Disputes between business partners are inevitable. Each partner has their own point of view and their own way of doing things, which naturally leads to clashes between them.
However, these disputes do not have to mean the end of the business relationship between the partners if they want to continue working together and if the relationship is salvageable.
When business partners are involved in a dispute that they cannot solve on their own, but they do not want to go to court over it (in some cases it is not worth going to court over certain disputes, especially if they are small) an excellent way to solve conflict is through mediation.
What is mediation?
Mediation is a form of alternative dispute resolution (ADR) outside the courtroom.
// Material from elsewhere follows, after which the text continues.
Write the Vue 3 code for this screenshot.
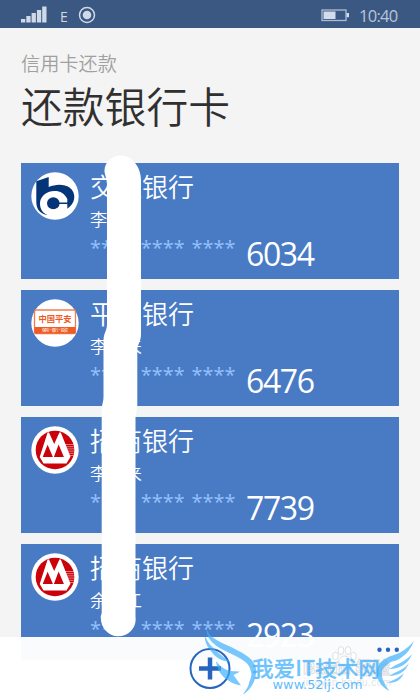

This form of dispute resolution offers many benefits, including:
- A non-adversarial approach to the dispute
- Privacy for the parties and their issues
- The ability to choose a mediator that both parties are content with
- Less expense in solving the conflict
- Often, the opportunity to solve problems much faster
- A non-binding conversation/negotiation that can lead to a binding agreement
- Flexible options for solving conflict
In addition to the benefits above, a mediator provides a structured environment and acts as a neutral third party, which allows the parties to trust that they can speak honestly and in good faith.
The role of mediators is to help parties identify the underlying issues and assist them in finding solutions. If the parties can reach an agreement, that agreement can become binding if the parties want it to. However, that is not mandatory. The parties have significant control over the mediation process, hopefully leading to cooperation and collaboration.